RAW Workflow with RED Footage

RAW Workflow with RED footage

On the 21st of Feb, I attended a demonstration about how to work with RED/RAW camera footage in DaVinci Resolve. Below is what I’ve learnt.

Potentially I would be using a RED camera to film a short film. Because I’m not familiar with the process of using the footage I needed to learn. Luckily a demonstration about the workflow was put on which I attended.

In this demo, I first learned that rec. 709 is the standard format in TV’s, projectors, Video cameras and more. Cameras such as RED and ARRI do not shoot in Rec. 709 but RAW. Because they shoot in RAW the footage is flat and need to be put into a standard and must be colour graded otherwise whatever media you view it on will assume what the colours are.

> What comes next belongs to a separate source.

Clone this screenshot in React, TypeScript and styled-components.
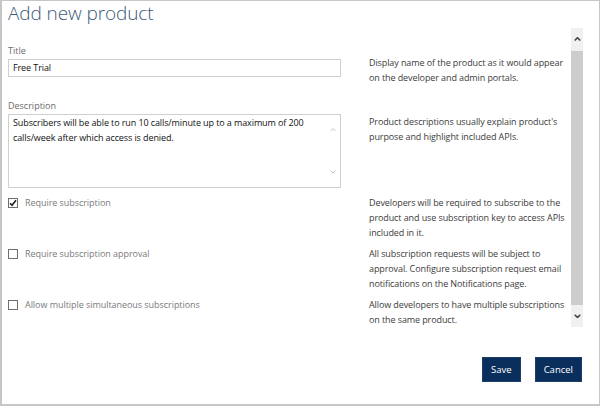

When colour grading you must calibrate the laptop screen/ monitor you’re working on to Rec. 709. This is so you will know how the film looks on TV screens etc.

 

The Workflow

Firstly, bring the selected footage into DaVinci. When you first import raw footage into DaVinci it is very important not to mess with the duration of the clips or the frame rate because at this point were just creating proxies.

Then drag into media pool and right click selecting ‘New timeline using selected clips’. Once this is done move over to the colour workspace and select the Camera Raw section. Under the ‘Decode using’ drop down menu select ‘clip’. ‘Colour science’ needs to be the latest available option for example ‘Version 3’. Gamma curve needs to be selected for REDLog Film.

Under the settings in the bottom right-hand corner select the Colour management submenu. The first thing to change here is the ‘Colour science’. It should default to DaVinci YRGB, this need to be changed to ‘DaVinci YRGB Colour Managed’. This allows you to edit the colour space input and output. Because the footage is RAW the Input needs to match that so select REDlogFilm. The ‘Timeline’ and ‘Output’ colour space needs to be the same and Rec. 709. As that how it will need to be exported. Underneath make sure Luminance mapping is selected and Saturation mapping is selected under Gamut Mapping.

The next stage is to export it. Below are the steps to follow for the process;

  • Deliver – change codec to Avid ‘DNxHD’ 1080p 36 8bit
  • Don’t use ProRes
  • Render as individual files
  • Don’t give custom name – Source
  • Save into a subfolder ‘Proxies’
  • Render out
  • Save project

Once this is done open Premiere Pro, make a new project and import the files that have just been exported. Select the clips and make a sequence from the clip. It’s very important that no colour adjustments, Warp stabilizing etc are made as Davinci won’t be able to use these files. Save the project and export as an XML in a new folder titled ‘Data’

Move back to DaVinci and File – import – XML files. Unselect auto set project settings, source clips into media pool and sizing info. Now that process is complete you can work on the colour grading.

I feel that learning this process will be very useful in my work this term and potentially later in life. There are a few questions I need to ask/research such as;

  • How to calibrate monitors
  • How many Nits should be used?
  • Exporting settings?
  • Workflow between DaVinci, after effects and Premiere Pro.

I went to the RED website and downloaded some of the footage available and went through this process and then did some colour grading of my own as seen below.

Learning the process is incredibly valuable, if I was without this knowledge and continued filming without it, it would have caused a lot of problems. I plan on doing a proper Colour Grading test once I have the test footage.